Fidèle et intransigeant quant à ses convictions, il n'était – on le devine – pas souvent d'accord avec son cher Tonio, « mais, écrit-il, engagés sur des routes opposées, nous nous rencontrions toujours, alors que chaque pas devait nous éloigner l'un de l'autre » (...)
Mais que penser de ce Saint-Exupéry qui trouvait le moyen d'être à la fois l'ami de Mermoz – Croix-de-Feu sur les bords – et de l'anarchiste Werth ?
Bien douteux ce personnage.
Il est vrai qu'il disait : « Si je diffère de toi, loin de te léser, je t'augmente. »
(Soixante-dix ans d'adolescence, Paris, Stock, 1971)
LETTRES À LÉON WERTH, 1939.
Cher Werth
Je vous embrasse en passant (je suis pour cinq minutes dans Paris).

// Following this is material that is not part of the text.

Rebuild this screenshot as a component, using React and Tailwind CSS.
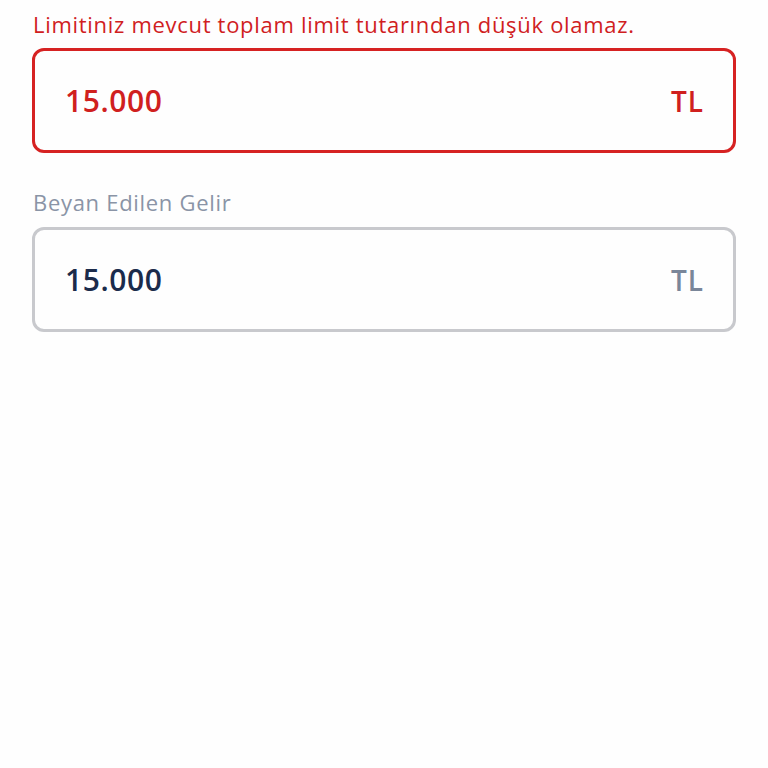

J'ai été me promener cet après-midi sur des coins extrêmement mal pavés et j'y ai vu – à moi destiné – le plus beau feu d'artifice du monde. Quelques bosses dans l'avion et c'est tout.
Embrassez Suzanne
Tonio.
Cher Werth
Je suis de passage pour dix minutes je vais à Toulouse 48 H pour des essais. J'espère vous voir en traversant Paris au retour.
Les missions ont bien marché.
Seriez-vous assez gentil pour dire à Consuelo que j'ai essayé de la joindre à mon court passage et espère qu'elle sera visible au retour ; je l'avertirai (je lui téléphone de Toulouse).